A great piece of marketing became a whole new business!


Great Writing


For Trott, the best writing takes complicated things and makes them simple.


For example; the Japanese discovered that travelling through greater mass slowed neutrinos (subatomic particles) down. When asked to describe why the discovery mattered, a scientist said:


"The entire universe consists of neutrinos. Many, many more times than that which we consider solid matter. They pass through us, and our world, as if it weren’t here. And, because they're everywhere, their mass is a far, far greater physical presence than ours.”

Still complicated. So he was asked, “Why should we care?” The scientist paused and said:


“It means we are the ghosts in someone else’s universe".

Making complicated things simple is great writing.


Having Some Skin In The Game


It is El Al Israel Airlines policy that the person responsible for security checking passengers’ luggage has to fly on the plane.


“The person who inspects the passengers’ luggage for bombs has to bet their life on how well they do their job,” writes Trott.


It’s “the reason why El Al has a reputation as the safest airline to fly with if you’re worried about terrorist bombs.”


Trott isn't saying everything should be treated as life or death, only that those with "some skin in the game" are likely to act very different to those that don't.


Involved Vs Committed


In 1940, Britain stood alone against Germany and needed America's help. But “...the Americans saw Britain as weak and about to crumble.
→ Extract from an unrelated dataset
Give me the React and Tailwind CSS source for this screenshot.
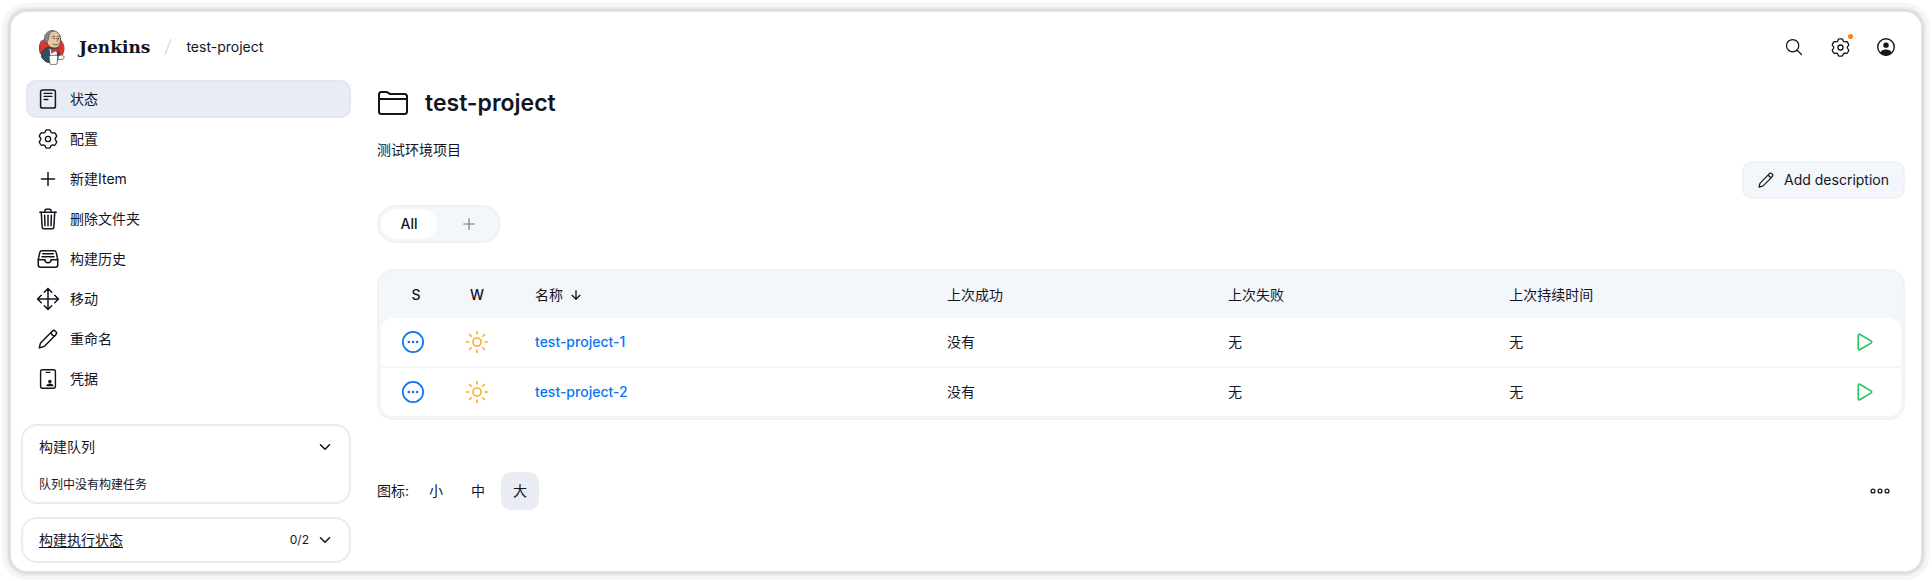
import React from "react";
import {
  IoTrashOutline,
  IoFileTrayFullOutline,
  IoMoveOutline,
  IoPlayOutline,
  IoSearchOutline,
  IoSunnyOutline,
} from "react-icons/io5";

const stroke = {
  fill: "none",
  stroke: "currentColor",
  strokeWidth: 32,
  strokeLinecap: "round",
  strokeLinejoin: "round",
};

function Svg({ className, children }) {
  return (
    <svg viewBox="0 0 512 512" className={className} aria-hidden="true" {...stroke}>
      {children}
    </svg>
  );
}

const gearPath = (() => {
  const points = [];
  for (let i = 0; i < 120; i += 1) {
    const a = (i / 120) * Math.PI * 2;
    const wave = Math.tanh(2.2 * (Math.cos(6 * (a - Math.PI / 2)) + 0.35));
    const r = 208 + 26 * wave;
    points.push(`${(256 + r * Math.cos(a)).toFixed(1)} ${(256 + r * Math.sin(a)).toFixed(1)}`);
  }
  return `M${points.join("L")}Z`;
})();

const GearIcon = ({ className }) => (
  <Svg className={className}>
    <path d={gearPath} strokeWidth="36" />
    <circle cx="256" cy="256" r="68" strokeWidth="36" />
  </Svg>
);

const StatusIcon = ({ className }) => (
  <Svg className={className}>
    <rect x="66" y="24" width="380" height="464" rx="48" strokeWidth="38" />
    <path d="M156 112h200M156 188h200M156 268h96" strokeWidth="36" />
  </Svg>
);

const PlusIcon = ({ className }) => (
  <Svg className={className}>
    <path d="M256 88v336M88 256h336" strokeWidth="38" />
  </Svg>
);

const PencilIcon = ({ className }) => (
  <Svg className={className}>
    <path d="M358 62c26-26 58-34 80-12l22 22c22 22 16 56-10 82L170 434c-10 10-20 16-34 20L32 484l26-104c4-14 10-24 20-34L358 62z" strokeWidth="38" />
    <path d="M340 82c0 54 34 90 90 92" strokeWidth="38" />
  </Svg>
);

const CredentialsIcon = ({ className }) => (
  <Svg className={className}>
    <rect x="66" y="20" width="380" height="472" rx="52" strokeWidth="36" />
    <path d="M208 84h96" />
    <g fill="currentColor" stroke="none">
      <circle cx="304" cy="318" r="46" />
      <path d="M212 444c0-50 38-72 92-72s92 22 92 72z" />
    </g>
  </Svg>
);

const FolderIcon = ({ className }) => (
  <Svg className={className}>
    <path d="M440 432H72a40 40 0 0 1-40-40V120a40 40 0 0 1 40-40h75.900a40 40 0 0 1 22.200 6.700l27.800 18.600a40 40 0 0 0 22.200 6.700H440a40 40 0 0 1 40 40v240a40 40 0 0 1-40 40zM32 192h448" />
  </Svg>
);

const UserIcon = ({ className }) => (
  <Svg className={className}>
    <circle cx="256" cy="256" r="212" strokeWidth="36" />
    <g fill="currentColor" stroke="none">
      <circle cx="256" cy="208" r="70" />
      <path d="M110 400c20-56 80-80 146-80s126 24 146 80c-36 44-88 72-146 72s-110-28-146-72z" />
    </g>
  </Svg>
);

const ChevronIcon = ({ className }) => (
  <Svg className={className}>
    <path d="M112 184l144 144 144-144" strokeWidth="50" />
  </Svg>
);

const SortArrowIcon = ({ className }) => (
  <Svg className={className}>
    <path d="M112 268l144 144 144-144M256 392V100" strokeWidth="48" />
  </Svg>
);

const NotBuiltIcon = ({ className }) => (
  <Svg className={className}>
    <circle cx="256" cy="256" r="236" strokeWidth="40" />
    <g fill="currentColor" stroke="none">
      <circle cx="160" cy="256" r="30" />
      <circle cx="256" cy="256" r="30" />
      <circle cx="352" cy="256" r="30" />
    </g>
  </Svg>
);

const MoreIcon = ({ className }) => (
  <Svg className={className}>
    <circle cx="76" cy="256" r="50" />
    <circle cx="256" cy="256" r="50" />
    <circle cx="436" cy="256" r="50" />
  </Svg>
);

function JenkinsLogo() {
  return (
    <svg viewBox="0 0 52 70" className="h-[35px] w-[26px]" aria-hidden="true">
      <ellipse cx="26" cy="37" rx="25" ry="25" fill="#d33833" />
      <path d="M3 48c-3-10-3-20 3-28" fill="none" stroke="#7d2a27" strokeWidth="2" />
      <path d="M5 54c3 5 7 9 12 11l18-1 5-8c1-9-1-17-6-20l-18-1c-7 4-11 10-11 19z" fill="#335061" stroke="#1d2b35" strokeWidth="1.500" />
      <path d="M21 37l7 5 7-5 1 16H23z" fill="#f4f4f4" />
      <path d="M14 16C15 5 23 1 30 2c8 1 13 7 13 16 0 11-3 18-12 18-8 0-16-6-17-20z" fill="#e6c8a4" stroke="#5b4333" strokeWidth="1.800" />
      <path d="M15 26c-5-5-6-14-1-19 4-5 10-7 16-6-6 2-10 6-10 11 0 5-2 10-5 14z" fill="#85888c" stroke="#4e4f55" strokeWidth="1.200" />
      <path d="M26 14c2-2 4-2 6-1M36 13c2-1 4-1 5 0M35 16c2 3 4 5 1 7M28 28c4 3 8 2 11 0" fill="none" stroke="#5a3b2a" strokeWidth="1.600" strokeLinecap="round" />
      <circle cx="30" cy="17" r="1.400" fill="#231f20" />
      <circle cx="39" cy="17" r="1.400" fill="#231f20" />
      <path d="M24 36l8 4 8-5v10l-8-3-7 4z" fill="#d33833" stroke="#81211f" strokeWidth="1" />
      <path d="M20 52c6-2 12-2 18 0l-2 16c-5 2-10 2-14 0z" fill="#fff" stroke="#44494e" strokeWidth="1.500" />
      <path d="M38 54c4-5 9-5 12-1 1 4-2 6-6 6l-6-1z" fill="#fff" stroke="#44494e" strokeWidth="1.500" />
    </svg>
  );
}

const navItems = [
  { label: "状态", Icon: StatusIcon, active: true },
  { label: "配置", Icon: GearIcon },
  { label: "新建Item", Icon: PlusIcon },
  { label: "删除文件夹", Icon: IoTrashOutline, wide: true },
  { label: "构建历史", Icon: IoFileTrayFullOutline, wide: true },
  { label: "移动", Icon: IoMoveOutline, wide: true },
  { label: "重命名", Icon: PencilIcon },
  { label: "凭据", Icon: CredentialsIcon },
];

const jobs = ["test-project-1", "test-project-2"];

function Header() {
  return (
    <header className="flex h-[68px] items-center justify-between pt-0.5 pr-4 pl-7">
      <nav aria-label="面包屑" className="flex items-center">
        <a href="#home" className="flex items-center gap-3.5">
          <JenkinsLogo />
          <span className="font-['DejaVu_Serif',serif] text-[17px] font-bold">Jenkins</span>
        </a>
        <svg viewBox="0 0 8 18" className="mx-3.5 h-[18px] w-2" aria-hidden="true">
          <path d="M7 1L1 17" stroke="#d9dee8" strokeWidth="1.500" fill="none" />
        </svg>
        <a href="#project">test-project</a>
      </nav>
      <div className="flex items-center gap-2">
        <button type="button" aria-label="搜索" className="grid size-[38px] place-items-center">
          <IoSearchOutline className="size-5" />
        </button>
        <button type="button" aria-label="系统管理" className="relative grid size-[38px] place-items-center">
          <GearIcon className="size-[19px]" />
          <span className="absolute top-1.5 right-1.5 size-[5px] rounded-full bg-[#fe820a]" />
        </button>
        <button type="button" aria-label="用户" className="grid size-[38px] place-items-center">
          <UserIcon className="size-5" />
        </button>
      </div>
    </header>
  );
}

function Sidebar() {
  return (
    <aside className="flex w-[340px] shrink-0 flex-col pl-2.5">
      <nav aria-label="任务" className="flex flex-col gap-0.5 pl-[5px]">
        {navItems.map(({ label, Icon, active, wide }) => (
          <a
            key={label}
            href="#task"
            className={
              active
                ? "flex h-[38px] items-center gap-3 rounded-[10px] border-2 border-[#e2e6ef] bg-[#e8ecf4] px-2.5"
                : "flex h-[38px] items-center gap-3 rounded-[10px] border-2 border-transparent px-2.5"
            }
          >
            <Icon className={wide ? "-m-0.5 size-6" : "size-5"} />
            <span>{label}</span>
          </a>
        ))}
      </nav>
      <section className="mt-[26px] rounded-2xl border-2 border-[#e8edf4] px-4">
        <div className="flex h-[42px] items-center justify-between">
          <h2>构建队列</h2>
          <button type="button" aria-label="折叠构建队列">
            <ChevronIcon className="size-4" />
          </button>
        </div>
        <p className="flex h-[34px] items-center text-xs">队列中没有构建任务</p>
      </section>
      <section className="mt-[13px] flex h-[46px] items-center justify-between rounded-2xl border-2 border-[#e8edf4] px-4">
        <a href="#executors" className="underline underline-offset-2">
          构建执行状态
        </a>
        <div className="flex items-center gap-2">
          <span className="text-xs">0/2</span>
          <button type="button" aria-label="折叠构建执行状态">
            <ChevronIcon className="size-4" />
          </button>
        </div>
      </section>
    </aside>
  );
}

function JobTable() {
  return (
    <div className="mt-[26px] rounded-2xl border-2 border-[#f0f2f6] bg-[#f3f6fa] px-0.5">
      <table className="w-full table-fixed border-separate border-spacing-x-0 border-spacing-y-0.5 text-left">
        <colgroup>
          <col className="w-16" />
          <col className="w-16" />
          <col className="w-[27.1%]" />
          <col className="w-[18.5%]" />
          <col className="w-[18.5%]" />
          <col />
          <col className="w-[72px]" />
        </colgroup>
        <thead>
          <tr className="h-[43px]">
            <th className="pl-1.5 text-center font-medium">S</th>
            <th className="text-center font-medium">W</th>
            <th className="pl-[26px] font-normal">
              <button type="button" className="flex items-center gap-1.5">
                名称
                <SortArrowIcon className="size-3.5" />
              </button>
            </th>
            <th className="pl-[26px] font-normal">上次成功</th>
            <th className="pl-[26px] font-normal">上次失败</th>
            <th className="pl-[26px] font-normal">上次持续时间</th>
            <th aria-label="操作" />
          </tr>
        </thead>
        <tbody>
          {jobs.map((name) => (
            <tr key={name} className="group h-12">
              <td className="rounded-l-[3px] bg-white group-first:rounded-tl-xl group-last:rounded-bl-xl">
                <NotBuiltIcon className="mx-auto size-[22px] text-[#0a74f5]" />
              </td>
              <td className="bg-white">
                <IoSunnyOutline className="mx-auto size-[26px] text-[#fdac2e]" />
              </td>
              <td className="bg-white pl-[26px]">
                <a href="#job" className="font-medium text-[#0a74f5]">
                  {name}
                </a>
              </td>
              <td className="bg-white pl-[26px]">没有</td>
              <td className="bg-white pl-[26px]">无</td>
              <td className="bg-white pl-[26px]">无</td>
              <td className="rounded-r-[3px] bg-white group-first:rounded-tr-xl group-last:rounded-br-xl">
                <button type="button" aria-label={`构建 ${name}`} className="mx-auto block">
                  <IoPlayOutline className="size-6 text-[#1ec35c]" />
                </button>
              </td>
            </tr>
          ))}
        </tbody>
      </table>
    </div>
  );
}

function Main() {
  return (
    <main className="min-w-0 flex-1 pt-1 pr-4 pl-[26px]">
      <div className="flex h-[38px] items-center gap-4">
        <FolderIcon className="size-8" />
        <h1 className="text-[23px] font-semibold">test-project</h1>
      </div>
      <p className="mt-[18px] h-[21px] leading-5">测试环境项目</p>
      <div className="flex justify-end">
        <button
          type="button"
          className="flex h-[38px] items-center gap-2.5 rounded-[10px] border-2 border-[#f0f2f6] bg-[#f3f6fa] px-3.5"
        >
          <PencilIcon className="size-4" />
          Add description
        </button>
      </div>
      <div className="mt-1.5 flex">
        <div className="flex h-[38px] items-center gap-1 rounded-full border-2 border-[#eff1f5] bg-[#f3f6fa] p-0.5">
          <a href="#all" className="flex h-[30px] w-14 items-center justify-center rounded-full bg-white font-medium">
            All
          </a>
          <a href="#new-view" aria-label="新建视图" className="grid h-[30px] w-14 place-items-center text-[#747582]">
            <PlusIcon className="size-4" />
          </a>
        </div>
      </div>
      <JobTable />
      <div className="mt-[52px] flex items-center justify-between">
        <div className="flex items-center gap-1">
          <span className="w-9 whitespace-nowrap">图标:</span>
          <button type="button" className="size-[38px]">小</button>
          <button type="button" className="size-[38px]">中</button>
          <button type="button" className="size-[38px] rounded-[10px] bg-[#e9edf3]">大</button>
        </div>
        <button type="button" aria-label="更多" className="mr-1.5 grid size-[38px] place-items-center">
          <MoreIcon className="size-5" />
        </button>
      </div>
    </main>
  );
}

export default function App() {
  return (
    <div className="min-h-screen bg-white px-[11px] pt-3 pb-[11px] font-['Inter','Noto_Sans_CJK_SC',sans-serif] text-sm text-[#14141f]">
      <div className="rounded-2xl bg-white pb-2 shadow-[0_0_0_1px_#e6e6e6,0_0_0_3px_#dddddd,0_0_0_5px_#ebebeb,0_0_0_9px_#f6f6f6]">
        <Header />
        <div className="flex">
          <Sidebar />
          <Main />
        </div>
      </div>
    </div>
  );
}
Some people in Britain even wanted to make peace with the Germans.”


Britain’s commitment was in question, and so the USA wouldn’t act.


When France surrendered, Churchill couldn’t allow their powerful battleships to fall into German hands. He gave the French three options: sail with Britain against Germany, take the ships to a neutral port and wait out the war, or scuttle (deliberate sink) their fleet.


The French said they would do none of those things. So, The Royal Navy sank the fleet.


It was apparent to everyone that Britain was committed. There was no going back. America finally decided to give much needed aid.


Incubators Made From Car Parts


A million premature babies die each year in the Third World because they don’t have working incubators.


The main problem is no one knows how to fix them when they go wrong. 98% that break down, never get repaired.


In rural communities, there is little technology. But there is one thing that almost every community does have; a vehicle of some sort.


Because those vehicles are precious, they're looked after and communities know how to repair them.


The answer was not easy but it was obvious: design an incubator made from car parts.


That’s what Timothy Prestero and his teams of volunteers at Design That Matters did.


Right now, that car-parts incubator is saving little babies’ lives.